* _Exercise instructions_: From the data that follows, report how many lines hold the string "TypeScript", giving only the number.

---*---

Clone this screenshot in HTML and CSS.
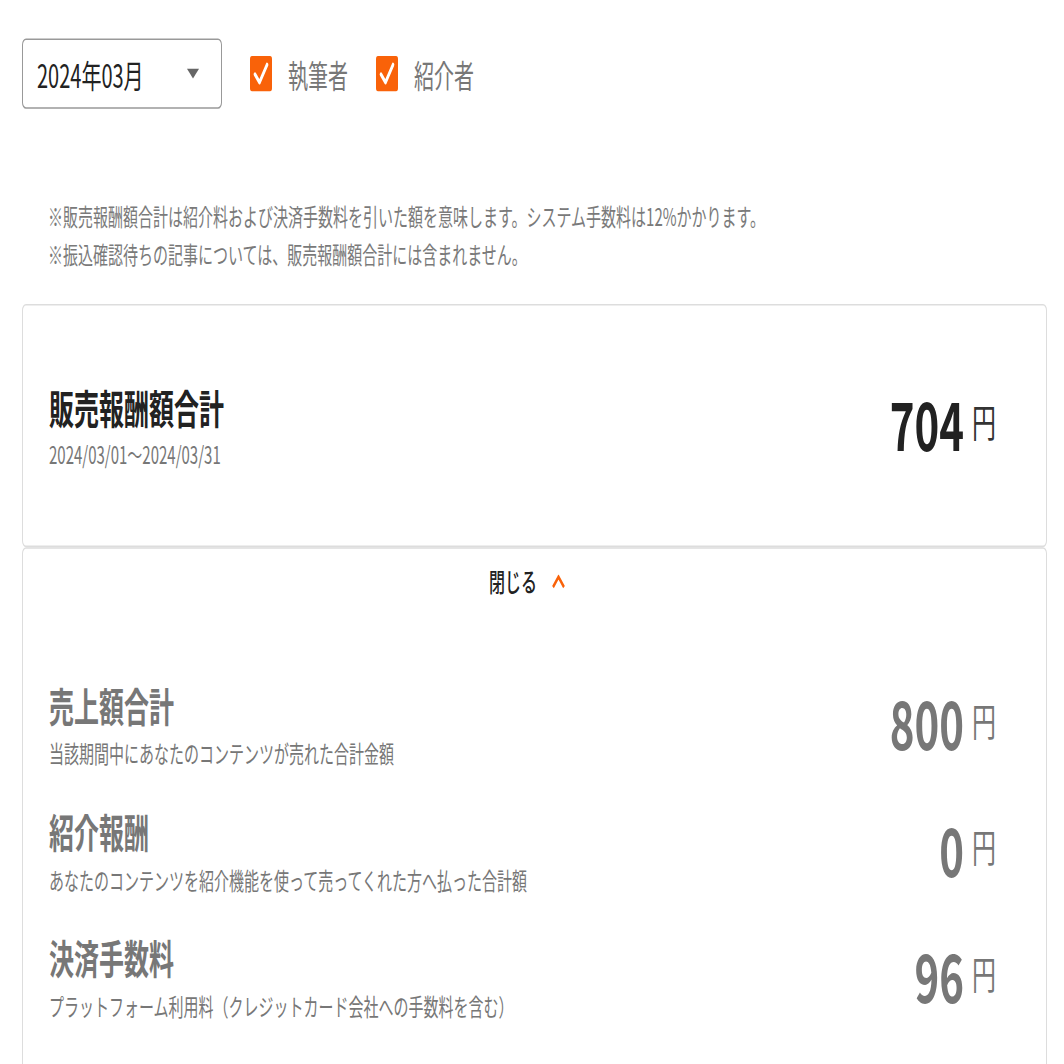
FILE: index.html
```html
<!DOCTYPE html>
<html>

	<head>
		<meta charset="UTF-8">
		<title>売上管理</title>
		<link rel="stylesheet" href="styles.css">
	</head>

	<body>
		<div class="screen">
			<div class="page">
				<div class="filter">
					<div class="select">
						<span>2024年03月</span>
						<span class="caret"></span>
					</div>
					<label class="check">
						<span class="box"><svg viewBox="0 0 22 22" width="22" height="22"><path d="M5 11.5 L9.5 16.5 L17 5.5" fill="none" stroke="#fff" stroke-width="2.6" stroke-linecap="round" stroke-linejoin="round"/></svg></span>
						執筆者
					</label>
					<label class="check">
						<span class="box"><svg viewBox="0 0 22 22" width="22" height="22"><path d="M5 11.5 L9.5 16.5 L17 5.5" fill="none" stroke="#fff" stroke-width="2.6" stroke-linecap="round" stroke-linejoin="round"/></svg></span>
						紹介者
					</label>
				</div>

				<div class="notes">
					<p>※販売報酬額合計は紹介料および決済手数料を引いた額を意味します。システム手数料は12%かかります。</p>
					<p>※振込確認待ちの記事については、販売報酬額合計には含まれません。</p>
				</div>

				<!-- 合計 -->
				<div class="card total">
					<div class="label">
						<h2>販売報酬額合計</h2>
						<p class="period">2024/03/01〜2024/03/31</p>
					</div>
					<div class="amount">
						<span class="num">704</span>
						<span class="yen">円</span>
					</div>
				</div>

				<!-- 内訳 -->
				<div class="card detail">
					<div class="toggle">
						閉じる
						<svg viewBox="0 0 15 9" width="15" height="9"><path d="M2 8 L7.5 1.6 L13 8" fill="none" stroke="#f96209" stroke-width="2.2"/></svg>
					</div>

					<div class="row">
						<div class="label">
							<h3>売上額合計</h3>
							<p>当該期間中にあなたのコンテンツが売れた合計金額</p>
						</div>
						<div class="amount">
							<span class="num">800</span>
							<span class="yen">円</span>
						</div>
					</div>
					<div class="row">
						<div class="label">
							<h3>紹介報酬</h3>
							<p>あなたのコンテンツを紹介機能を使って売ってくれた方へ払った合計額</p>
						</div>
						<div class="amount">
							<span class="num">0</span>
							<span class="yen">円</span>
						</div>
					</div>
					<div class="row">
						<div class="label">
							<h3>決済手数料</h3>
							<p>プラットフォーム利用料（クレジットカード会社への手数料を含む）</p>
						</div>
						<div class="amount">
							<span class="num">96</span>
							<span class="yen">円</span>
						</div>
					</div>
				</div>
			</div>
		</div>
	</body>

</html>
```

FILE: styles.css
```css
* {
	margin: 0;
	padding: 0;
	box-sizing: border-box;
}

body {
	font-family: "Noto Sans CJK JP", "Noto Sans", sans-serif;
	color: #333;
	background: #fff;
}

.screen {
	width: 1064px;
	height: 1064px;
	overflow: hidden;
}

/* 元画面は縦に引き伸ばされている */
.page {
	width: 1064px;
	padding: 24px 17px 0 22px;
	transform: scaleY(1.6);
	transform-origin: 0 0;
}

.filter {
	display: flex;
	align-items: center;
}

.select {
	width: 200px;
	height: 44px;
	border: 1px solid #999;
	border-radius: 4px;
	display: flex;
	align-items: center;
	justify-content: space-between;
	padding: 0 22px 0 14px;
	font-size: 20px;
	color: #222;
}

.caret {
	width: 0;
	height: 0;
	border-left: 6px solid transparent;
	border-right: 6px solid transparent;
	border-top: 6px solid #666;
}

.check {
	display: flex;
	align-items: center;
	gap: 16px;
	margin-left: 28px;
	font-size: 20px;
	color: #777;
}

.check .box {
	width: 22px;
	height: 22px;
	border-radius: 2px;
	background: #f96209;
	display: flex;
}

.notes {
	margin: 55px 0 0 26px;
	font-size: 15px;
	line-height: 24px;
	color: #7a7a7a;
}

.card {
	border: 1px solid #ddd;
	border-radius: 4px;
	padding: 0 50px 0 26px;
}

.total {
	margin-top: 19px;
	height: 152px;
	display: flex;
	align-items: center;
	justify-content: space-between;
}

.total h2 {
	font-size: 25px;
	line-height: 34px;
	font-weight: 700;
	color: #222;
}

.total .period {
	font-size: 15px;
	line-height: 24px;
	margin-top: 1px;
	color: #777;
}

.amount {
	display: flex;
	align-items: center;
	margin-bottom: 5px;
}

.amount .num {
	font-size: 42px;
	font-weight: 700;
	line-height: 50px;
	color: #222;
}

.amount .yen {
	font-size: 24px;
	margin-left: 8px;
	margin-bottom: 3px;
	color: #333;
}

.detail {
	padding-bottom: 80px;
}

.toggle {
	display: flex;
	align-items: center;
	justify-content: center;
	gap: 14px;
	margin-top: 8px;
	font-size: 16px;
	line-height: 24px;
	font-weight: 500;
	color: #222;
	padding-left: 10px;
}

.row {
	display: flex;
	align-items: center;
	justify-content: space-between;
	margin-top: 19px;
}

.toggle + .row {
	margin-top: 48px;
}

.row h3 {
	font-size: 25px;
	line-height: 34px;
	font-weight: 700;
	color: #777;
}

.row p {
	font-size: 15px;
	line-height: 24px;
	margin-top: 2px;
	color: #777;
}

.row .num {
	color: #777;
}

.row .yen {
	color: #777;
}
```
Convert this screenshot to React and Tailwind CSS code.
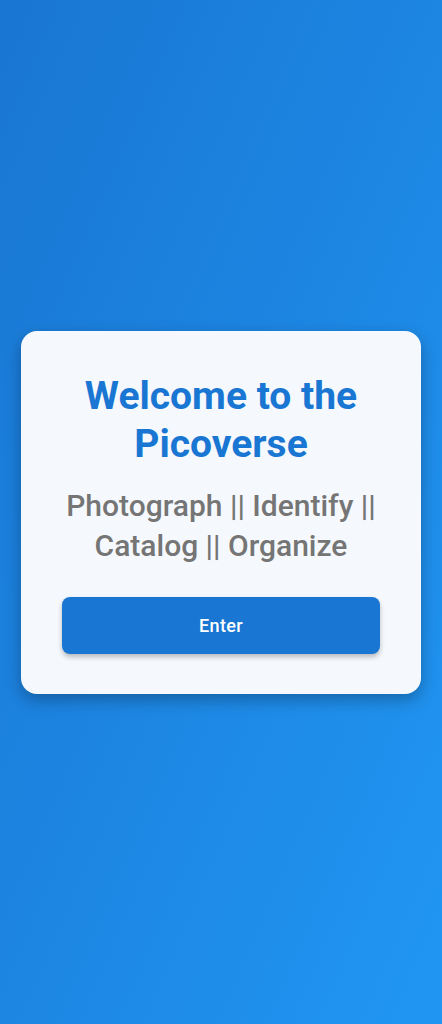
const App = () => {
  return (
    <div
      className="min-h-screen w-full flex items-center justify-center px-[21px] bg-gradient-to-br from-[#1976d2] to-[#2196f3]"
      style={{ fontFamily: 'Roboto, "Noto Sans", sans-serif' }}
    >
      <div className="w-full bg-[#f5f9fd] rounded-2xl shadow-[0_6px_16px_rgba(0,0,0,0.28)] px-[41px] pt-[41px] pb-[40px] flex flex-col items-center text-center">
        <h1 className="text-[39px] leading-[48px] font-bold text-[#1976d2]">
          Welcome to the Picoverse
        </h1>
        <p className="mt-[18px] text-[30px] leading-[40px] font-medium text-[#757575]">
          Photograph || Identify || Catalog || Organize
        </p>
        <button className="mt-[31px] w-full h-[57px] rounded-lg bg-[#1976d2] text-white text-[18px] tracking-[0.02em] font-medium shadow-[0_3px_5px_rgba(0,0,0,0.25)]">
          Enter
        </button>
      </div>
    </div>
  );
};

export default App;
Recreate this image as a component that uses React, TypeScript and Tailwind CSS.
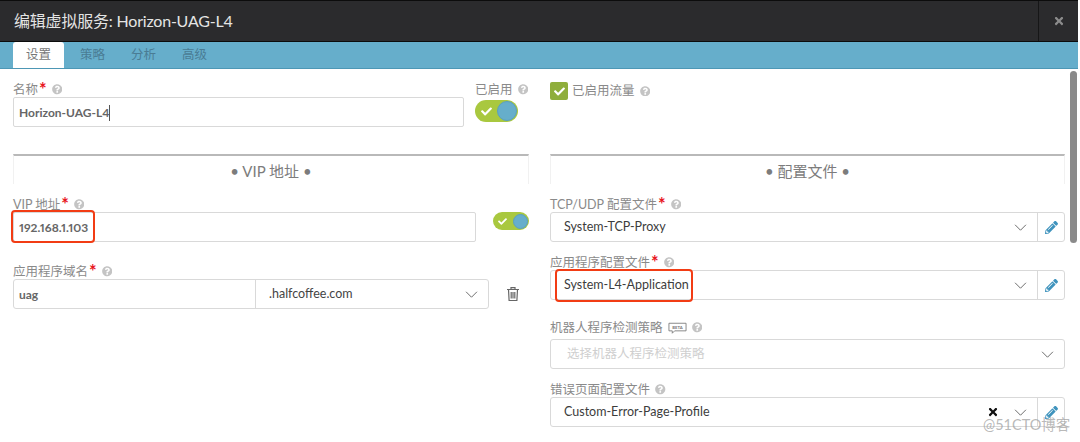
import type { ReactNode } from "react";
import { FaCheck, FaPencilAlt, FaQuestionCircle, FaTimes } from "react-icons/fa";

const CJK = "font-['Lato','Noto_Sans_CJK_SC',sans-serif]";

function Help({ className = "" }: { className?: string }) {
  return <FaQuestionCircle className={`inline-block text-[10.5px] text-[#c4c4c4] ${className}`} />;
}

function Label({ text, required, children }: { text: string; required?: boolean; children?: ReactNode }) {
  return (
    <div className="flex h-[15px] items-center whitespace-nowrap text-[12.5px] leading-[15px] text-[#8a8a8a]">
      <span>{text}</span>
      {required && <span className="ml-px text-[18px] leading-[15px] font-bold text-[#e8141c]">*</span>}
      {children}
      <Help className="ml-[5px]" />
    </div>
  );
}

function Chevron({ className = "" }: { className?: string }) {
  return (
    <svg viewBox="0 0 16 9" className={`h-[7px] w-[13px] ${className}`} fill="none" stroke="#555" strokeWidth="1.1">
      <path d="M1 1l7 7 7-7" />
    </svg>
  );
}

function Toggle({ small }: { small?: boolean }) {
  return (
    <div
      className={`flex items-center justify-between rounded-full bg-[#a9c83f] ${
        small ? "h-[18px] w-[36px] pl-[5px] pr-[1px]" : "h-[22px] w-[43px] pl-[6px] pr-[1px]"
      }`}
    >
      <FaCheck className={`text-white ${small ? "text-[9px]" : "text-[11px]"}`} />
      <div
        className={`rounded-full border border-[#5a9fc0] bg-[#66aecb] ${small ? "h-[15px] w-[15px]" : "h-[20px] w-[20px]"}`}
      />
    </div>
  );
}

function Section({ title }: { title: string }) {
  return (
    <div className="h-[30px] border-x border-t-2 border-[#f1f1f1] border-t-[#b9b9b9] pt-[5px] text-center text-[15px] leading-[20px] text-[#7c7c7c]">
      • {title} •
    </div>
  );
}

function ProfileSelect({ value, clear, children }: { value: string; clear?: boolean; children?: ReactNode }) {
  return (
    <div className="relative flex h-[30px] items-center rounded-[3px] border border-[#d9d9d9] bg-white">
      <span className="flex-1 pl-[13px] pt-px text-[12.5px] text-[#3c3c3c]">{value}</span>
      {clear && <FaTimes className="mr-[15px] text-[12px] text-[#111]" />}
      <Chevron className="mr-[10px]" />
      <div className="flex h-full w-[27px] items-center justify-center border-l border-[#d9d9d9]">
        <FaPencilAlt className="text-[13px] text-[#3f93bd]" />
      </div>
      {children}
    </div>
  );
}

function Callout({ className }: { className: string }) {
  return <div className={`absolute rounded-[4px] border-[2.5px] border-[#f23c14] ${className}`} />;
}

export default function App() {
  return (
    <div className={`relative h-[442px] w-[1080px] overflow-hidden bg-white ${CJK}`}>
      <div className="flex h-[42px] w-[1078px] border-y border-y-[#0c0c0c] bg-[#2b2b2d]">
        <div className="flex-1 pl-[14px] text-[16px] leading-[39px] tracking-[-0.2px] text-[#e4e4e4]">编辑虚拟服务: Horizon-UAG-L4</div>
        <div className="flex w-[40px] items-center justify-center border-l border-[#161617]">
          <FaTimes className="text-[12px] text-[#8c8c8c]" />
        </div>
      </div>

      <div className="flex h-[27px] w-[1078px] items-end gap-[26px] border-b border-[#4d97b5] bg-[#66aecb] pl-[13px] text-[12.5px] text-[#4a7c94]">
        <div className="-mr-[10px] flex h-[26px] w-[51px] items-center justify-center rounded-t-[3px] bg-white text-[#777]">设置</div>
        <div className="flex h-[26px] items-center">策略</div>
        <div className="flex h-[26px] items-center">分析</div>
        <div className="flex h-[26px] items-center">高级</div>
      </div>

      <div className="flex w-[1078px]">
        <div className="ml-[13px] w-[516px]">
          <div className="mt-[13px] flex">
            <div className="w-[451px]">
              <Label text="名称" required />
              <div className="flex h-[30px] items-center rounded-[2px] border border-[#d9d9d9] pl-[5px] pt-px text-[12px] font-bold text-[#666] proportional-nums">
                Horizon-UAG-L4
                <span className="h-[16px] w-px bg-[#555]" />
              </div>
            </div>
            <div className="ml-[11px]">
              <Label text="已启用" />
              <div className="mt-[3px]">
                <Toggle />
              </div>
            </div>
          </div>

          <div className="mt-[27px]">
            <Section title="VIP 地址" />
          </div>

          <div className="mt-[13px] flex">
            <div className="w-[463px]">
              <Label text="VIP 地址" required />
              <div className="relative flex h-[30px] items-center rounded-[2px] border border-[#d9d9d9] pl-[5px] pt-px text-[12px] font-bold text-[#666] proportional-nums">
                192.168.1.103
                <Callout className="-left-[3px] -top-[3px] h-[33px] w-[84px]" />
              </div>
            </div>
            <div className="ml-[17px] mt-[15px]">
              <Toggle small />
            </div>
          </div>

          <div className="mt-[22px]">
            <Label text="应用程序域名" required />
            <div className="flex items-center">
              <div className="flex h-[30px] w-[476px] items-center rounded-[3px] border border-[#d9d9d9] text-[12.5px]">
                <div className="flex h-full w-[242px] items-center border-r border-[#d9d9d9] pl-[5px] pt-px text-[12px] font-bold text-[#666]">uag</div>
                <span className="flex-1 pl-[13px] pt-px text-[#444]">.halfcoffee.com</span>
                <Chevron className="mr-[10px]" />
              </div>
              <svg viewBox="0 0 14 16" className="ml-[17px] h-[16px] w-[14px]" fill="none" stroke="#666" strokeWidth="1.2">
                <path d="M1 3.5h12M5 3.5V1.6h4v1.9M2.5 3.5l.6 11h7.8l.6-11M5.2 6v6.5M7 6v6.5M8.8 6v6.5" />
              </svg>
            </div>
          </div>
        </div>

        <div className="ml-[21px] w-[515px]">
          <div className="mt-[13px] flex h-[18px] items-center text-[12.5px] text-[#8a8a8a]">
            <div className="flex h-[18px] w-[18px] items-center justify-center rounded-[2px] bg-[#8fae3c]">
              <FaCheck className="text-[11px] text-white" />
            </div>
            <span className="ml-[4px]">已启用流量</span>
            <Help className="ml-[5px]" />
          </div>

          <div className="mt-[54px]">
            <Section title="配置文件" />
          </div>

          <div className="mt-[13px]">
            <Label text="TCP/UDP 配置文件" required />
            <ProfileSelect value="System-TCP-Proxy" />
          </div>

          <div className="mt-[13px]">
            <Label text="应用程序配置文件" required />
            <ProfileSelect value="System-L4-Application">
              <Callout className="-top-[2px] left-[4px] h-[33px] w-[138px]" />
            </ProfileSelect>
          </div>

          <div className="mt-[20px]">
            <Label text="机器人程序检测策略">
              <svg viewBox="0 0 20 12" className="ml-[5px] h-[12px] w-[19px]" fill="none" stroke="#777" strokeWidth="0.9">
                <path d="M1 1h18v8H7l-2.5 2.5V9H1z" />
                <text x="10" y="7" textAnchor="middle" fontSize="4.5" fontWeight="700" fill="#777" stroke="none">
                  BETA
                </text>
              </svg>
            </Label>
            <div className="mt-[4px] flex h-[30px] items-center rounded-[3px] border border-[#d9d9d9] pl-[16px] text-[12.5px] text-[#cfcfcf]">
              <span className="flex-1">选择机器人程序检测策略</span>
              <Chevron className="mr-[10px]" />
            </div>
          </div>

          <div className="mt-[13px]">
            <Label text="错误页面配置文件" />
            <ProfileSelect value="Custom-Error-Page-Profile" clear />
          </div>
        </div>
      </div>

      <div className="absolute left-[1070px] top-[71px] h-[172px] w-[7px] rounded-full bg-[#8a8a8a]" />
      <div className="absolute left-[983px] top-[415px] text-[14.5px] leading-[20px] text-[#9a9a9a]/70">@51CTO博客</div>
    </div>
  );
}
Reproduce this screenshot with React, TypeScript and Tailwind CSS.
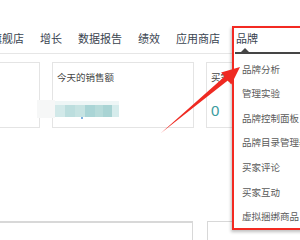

---*---

* _Answer to the exercise_: 2